Friday, January 20, 2017

One last reminder before the inauguration:

Remember that there will be purpose in these promises of destructive and even violent protest (H/T Claire) around the inauguration.  And the purpose is not about actually disrupting a party, or even embarrassing the new dictator-elect.

I would argue that it's a longer-term strategy.  The Never Trump Army has invested itself way too heavily in the marketing idea that Le Coif du Orange will always, without exception, crack any head at the slightest dissent, and peaceful protests right out of the gate would not fit that narrative.

So:  in order for Mein Trumpf to appear the proper oppressor in the opening and subsequent spotlight, he needs something to oppress.  What more obvious than cracking down on "peaceful protestors" on inauguration day?

Really, it's the same logic that reminds us (thanks Kit Perez, via Claire) that if ATF really is on the chopping block (cuz...yeah, well, maybe), we should be completely unsurprised at another Operation Showtime any time now.

Sure, maybe nothing will go wrong--so many of these people are all-hat-no-cattle in the first place--but if something does:  consider the idea that "the Brownshirts" do have to be seen being Brownshirts.

Just to record the thought...

It just occurred to me that, the way Facebook is currently designed, there may yet come a future embarrassment for these legions of Never Trump Army soldiers who have spent these tiresome weeks since the election in perpetual aaaa-go-neeee, bent over their carefully staged and shamelessly public fainting couches:

Facebook "memories".  In which whatever you posted X number of years ago on this day, shows up again on your feed.

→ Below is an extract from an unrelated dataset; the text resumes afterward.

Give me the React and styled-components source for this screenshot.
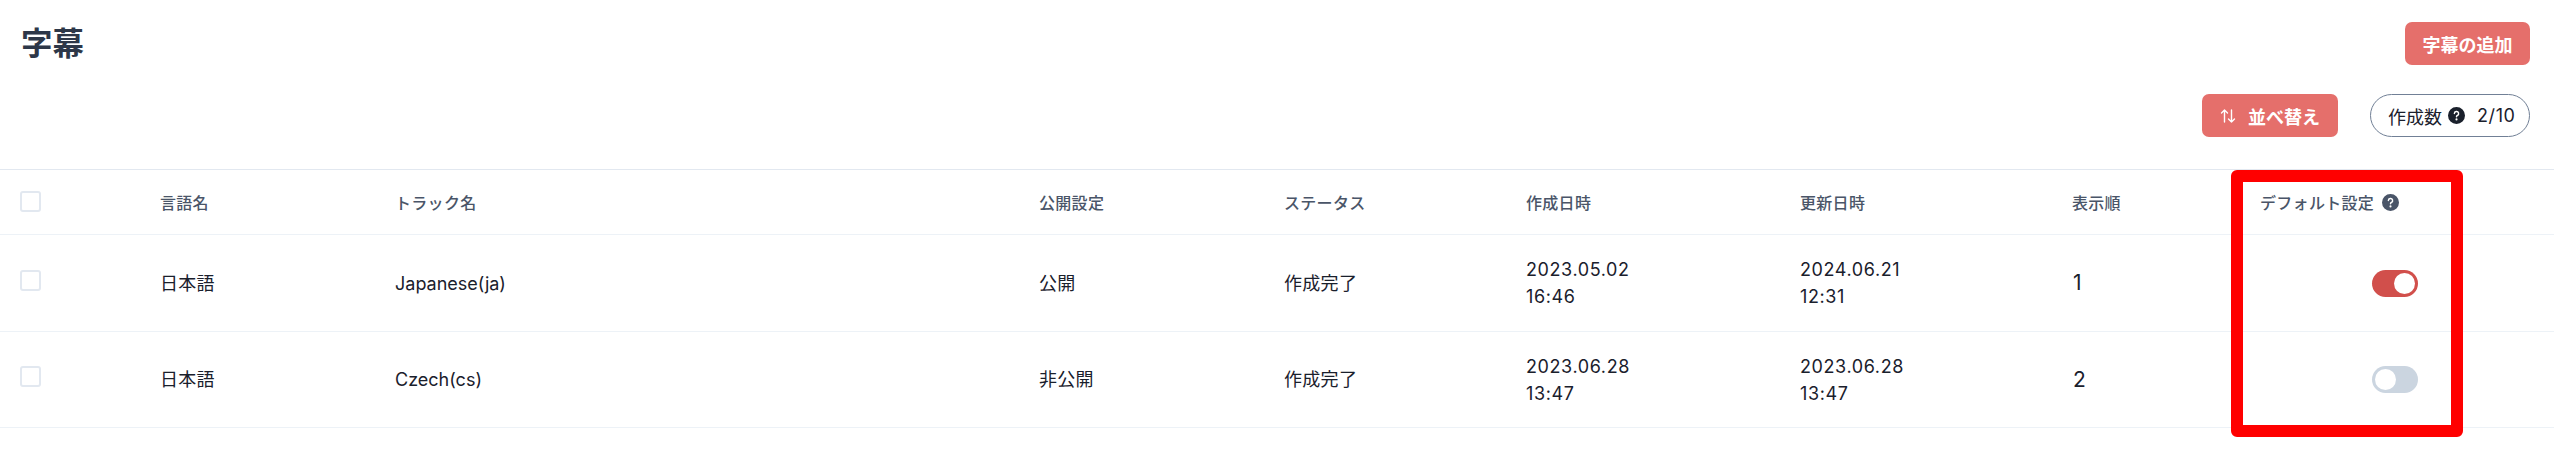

Oh, I've no doubt that many of them will rationalize away their own hyperventilations the first time or two, and at least a few will still wear 'em like a tournament badge...  No, here, I'm simply thinking about the promised relentlessness of it:  just among those people I have seen--not including the ones I've simply unfollowed--there will be a fair percentage who are going to get one of these reminders-of-the-froth-and-spittle every day for nearly two months.

If there is any sort of supreme benevolence up there, then there may be at least a few bozos out on the TwitFace who are ultimately confronted not with counterargument or disapproval, but simply the extended evidence of their own sanctimonious petulance:  "Jeez, did I really post about nothing else between November and January?"  "Yes, dear, that's right;  maybe you don't remember it, but the rest of the neighborhood sure does."

I know, it's a dream.  (But a good one, right?)  I'm sure that before that happens Facebook will dutifully change its algorithms so that special snowflakes won't be unduly embarrassed by reminders of all that stupid shit they said.


Being broke sucks: not a proper bleg, just a brief grownup whining.

Although officially employed now, a superior state of being in so many ways to the last two years, I'm still a long way from being anything better than financially broke, and the family is still bleeding it faster than I can make it.  (The bleed rate is just a lot slower now.)

One of the greatest frustrations of that greater mess is that my curtailment of shooting activities has been nearly absolute:  hell, even my basic airgunnery is sharply limited by funds.  I try to take some solace in the memory that my own father had a long, unwanted gunnery hiatus of his own, and between that and the knowledge that this-too-shall-pass, I've been able to keep an only mildly irritable peace with my present reality.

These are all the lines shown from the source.